The second triumvirate

Caesar is murdered by conspirators in 44 BCE and a second civil war will soon begin. The second triumvirate would now commence and redefine the republic for all future, this political alliance was between of Gaius Octavius (later known as Augustus), Marcus Aemilius Lepidus, and Mark Antony). Octavian, Caesar’s nephew, wanted to avenge his uncle’s death and will set a plan in motion to via political alliances remove those who conspired against his uncle. The triumvirs then set in motion proscriptions in which 300 senators and 2,000 equites, allegedly were branded as outlaws and deprived of their property and, for those who failed to escape, their lives. The Liberators’ civil war (43–42 BCE) ended with the triumvirates successfully removing the Senate from power.

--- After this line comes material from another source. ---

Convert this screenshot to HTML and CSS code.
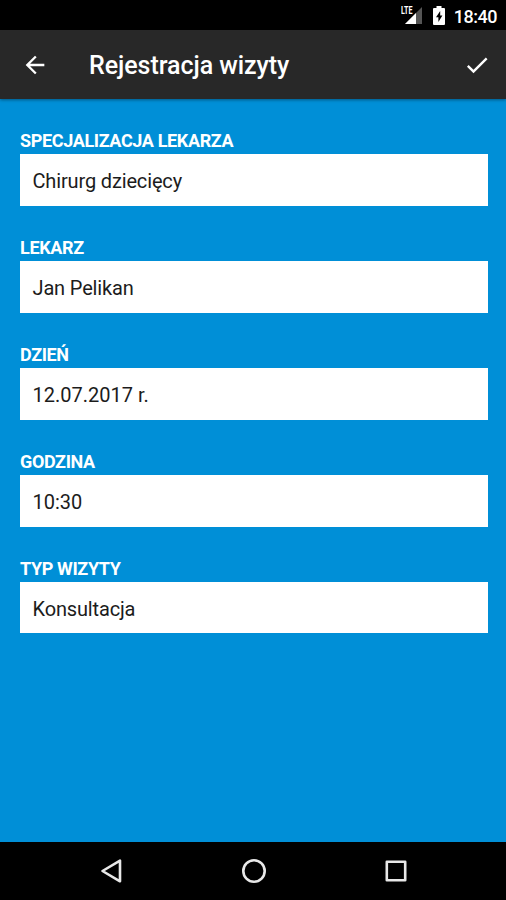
FILE: index.html
```
<!DOCTYPE html>
<html lang="pl">
  <head>
    <meta charset="UTF-8" />
    <meta name="viewport" content="width=device-width, initial-scale=1.0" />
    <title>Rejestracja wizyty</title>
    <link rel="stylesheet" href="styles.css">
  </head>
  <body>
    <div class="status">
      <svg class="signal" width="22" height="20" viewBox="0 0 22 20">
        <path d="M21 2v17H4z" fill="#555" />
        <path d="M15 8v11H4z" fill="#fff" />
        <text x="0" y="9" textLength="11.5" lengthAdjust="spacingAndGlyphs">LTE</text>
      </svg>
      <svg class="battery" width="12" height="19" viewBox="0 0 12 19">
        <path d="M3.5 0h5v2H11q1 0 1 1v15q0 1-1 1H1q-1 0-1-1V3q0-1 1-1h2.5z" fill="#fff" />
        <path d="M7.2 5L3 11.2h2.4V16l4-6.6H7.2z" fill="#000" />
      </svg>
      <div class="time">18:40</div>
    </div>

    <div class="header">
      <svg width="28" height="28" viewBox="0 0 24 24">
        <path d="M20 11H7.83l5.59-5.59L12 4l-8 8 8 8 1.41-1.41L7.83 13H20z" />
      </svg>
      <div class="title">Rejestracja wizyty</div>
      <svg width="28" height="28" viewBox="0 0 24 24">
        <path d="M9 16.17L4.83 12l-1.42 1.41L9 19 21 7l-1.41-1.41z" />
      </svg>
    </div>

    <div class="form">
      <div class="field">
        <div class="label">SPECJALIZACJA LEKARZA</div>
        <div class="value">Chirurg dziecięcy</div>
      </div>
      <div class="field">
        <div class="label">LEKARZ</div>
        <div class="value">Jan Pelikan</div>
      </div>
      <div class="field">
        <div class="label">DZIEŃ</div>
        <div class="value date">12.07.2017 r.</div>
      </div>
      <div class="field">
        <div class="label">GODZINA</div>
        <div class="value date">10:30</div>
      </div>
      <div class="field">
        <div class="label">TYP WIZYTY</div>
        <div class="value">Konsultacja</div>
      </div>
    </div>

    <div class="nav">
      <svg width="24" height="26" viewBox="0 0 24 26">
        <path d="M21 2.7v20.6L3.5 13z" />
      </svg>
      <svg width="24" height="26" viewBox="0 0 24 26">
        <circle cx="12" cy="13" r="10.7" />
      </svg>
      <svg width="24" height="26" viewBox="0 0 24 26">
        <path d="M2.8 3.8h18.4v18.4H2.8z" />
      </svg>
    </div>
  </body>
</html>
```
FILE: styles.css
```
body {
  margin: 0;
  height: 900px;
  display: flex;
  flex-direction: column;
  overflow: hidden;
  font-family: Roboto, sans-serif;
  background: #008fd7;
}

.status {
  box-sizing: border-box;
  height: 30px;
  padding-right: 9px;
  display: flex;
  justify-content: flex-end;
  align-items: center;
  background: #000;
  color: #fff;
}
.signal {
  margin-right: 10px;
}
.signal text {
  font-size: 11px;
  font-weight: bold;
  fill: #fff;
}
.battery {
  margin-right: 9px;
}
.time {
  padding-top: 2px;
  font-size: 18px;
  font-weight: 500;
  letter-spacing: -0.5px;
}

.header {
  box-sizing: border-box;
  height: 69px;
  padding: 0 15px 0 21px;
  display: flex;
  align-items: center;
  background: #282828;
  color: #fff;
  box-shadow: 0 1px 3px rgba(0, 0, 0, 0.4);
}
.header svg {
  fill: #fff;
}
.title {
  flex: 1;
  padding-top: 2px;
  margin-left: 40px;
  font-size: 25px;
  font-weight: 500;
  letter-spacing: -0.05px;
}

.form {
  flex: 1;
  padding: 32px 18.5px 0 20px;
}
.field {
  margin-bottom: 32px;
}
.label {
  height: 23px;
  line-height: 20px;
  font-size: 18px;
  font-weight: bold;
  letter-spacing: -0.36px;
  color: #fff;
}
.value {
  height: 52px;
  padding-left: 12.5px;
  line-height: 54px;
  font-size: 20px;
  letter-spacing: -0.15px;
  background: #fff;
  color: #1c1c1c;
}
.value.date {
  letter-spacing: 0;
}
.field:last-child .value {
  height: 51px;
}

.nav {
  height: 58px;
  padding: 0 98px 0 99px;
  display: flex;
  justify-content: space-between;
  align-items: center;
  background: #000;
}
.nav svg {
  fill: none;
  stroke: #e8e8e8;
  stroke-width: 2.6;
  stroke-linejoin: round;
}
```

The political alliance of the second triumvirate would break up in 33 BCE with disagreement between Octavian and Marc Antony. This would erupt into the Final War of the Roman Republic, in 31 BCE. Antony was defeated by Octavian. Anthony and his lover Cleopatra committed suicide shortly thereafter. This was the last blow to the Roman Republic (509–27 BCE) and is thus led to the beginning of the Roman Empire (27 BCE – 476 CE).

Augustus

Octavian renames himself to Augustus and installs himself as emperor in 31 BCE. He was the first emperor and in retrospect one of Rome’s more qualified. It was his willingness to share power that made him unique. He did not give away all his power though, with the chance that others could grab it. Instead he became “civitatis princeps,” chief citizen of the state. A title that meant he was a permanent consul of the Senate, he also had the prerogative to convene the session when he wanted. Augustus retained ultimate control of the Roman army, which he made into a permanent standing organization. He established the Praetorian Guard, created official police and fire-fighting services of Rome, and rebuilt large parts of the city. The era under Augustus came to be known as the “Pax Romana”, the Roman peace. A period that laid the foundation for the future of Rome.